Here, it matches grid’s best accuracy—with 20% the evals. Best params different, but score? Neck and neck.
Surprising? Nah. Effective. Still, luck-based. No learning.
One para wonder: Random wins on budget.
But here’s the sprawl—imagine scaling: neural net with 10 hours per fit. 15 tries? Maybe gold. Maybe dirt. No brains, just dice.
Picture 1850s gold rush. Grid search: pan every square inch of the riverbed. Random: scoop handfuls at random. Both find nuggets eventually. But Bayesian? That’s the guy with a geological survey map, seismic data, zeroing on veins.
That’s my unique angle—forgotten history of search. Optimization’s old as dirt.
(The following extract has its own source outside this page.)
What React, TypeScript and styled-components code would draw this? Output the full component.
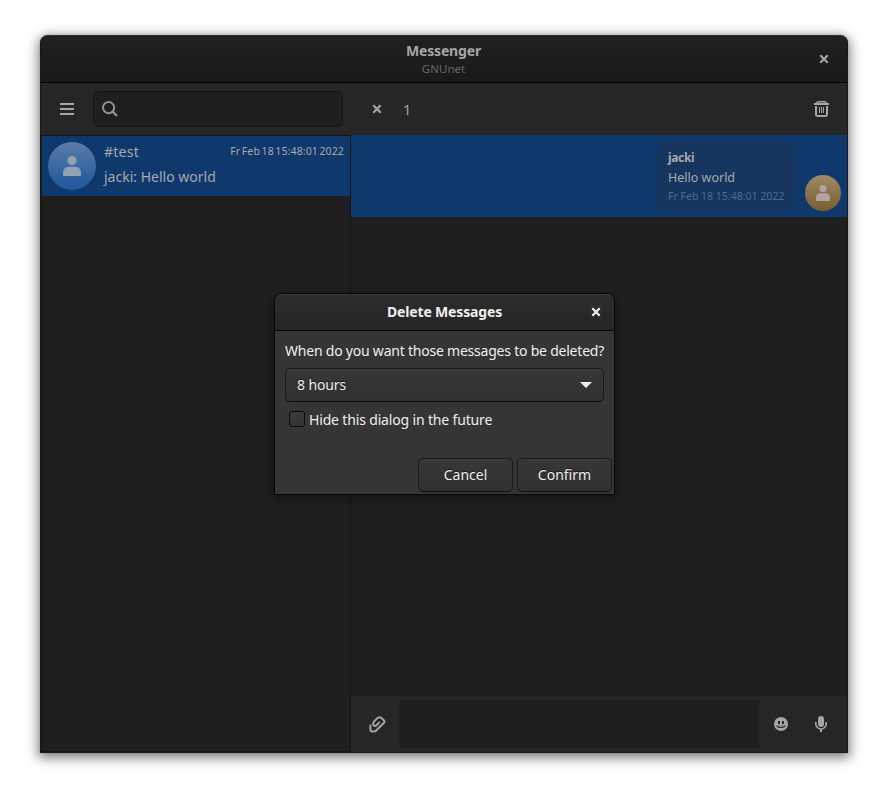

We’re just fancier now.
Bayesian Optimization: Building the Map as You Go
Skopt’s gp_minimize. Gaussian Process surrogate model. Predicts objective function. Acquisition function picks next eval—balance exploit (good areas) vs explore (unknowns).
Elegant. Starts random, builds model, iterates. For 30 evals, say, it converges smarter.
On our dataset? Hits 91%+ faster than others when evals matter.
Code’s clean:
def evaluate_params(params): # RF + 5-fold CV return -accuracy # minimize negative
space = [Real(0.1,1.0), Integer(100,1000), Integer(5,25), Categorical([‘gini’,’entropy’])]
res = gp_minimize(evaluate_params, space, n_calls=30)
Boom. Best params. Minimal fits.
Philosophy shift. Grid: complete coverage. Random: breadth. Bayesian: intelligence.
Dry humor: Grid’s the overachieving student doing all homework. Random: class clown acing pop quiz. Bayesian: tutor who knows the test.
Why Does This Matter for Real ML Pipelines?
Easy problems? All three fine. 90% accuracy quick.
But evals expensive? Neural nets training hours. Simulations overnight. Paid APIs at $0.01/pop.
Bayesian shines. Models the black box. Adapts.
Prediction: In five years, AutoML tools bake this in everywhere. Scikit-optimize, Optuna, Hyperopt—standard. Grid? Tutorial relic. Random? Quick prototype only.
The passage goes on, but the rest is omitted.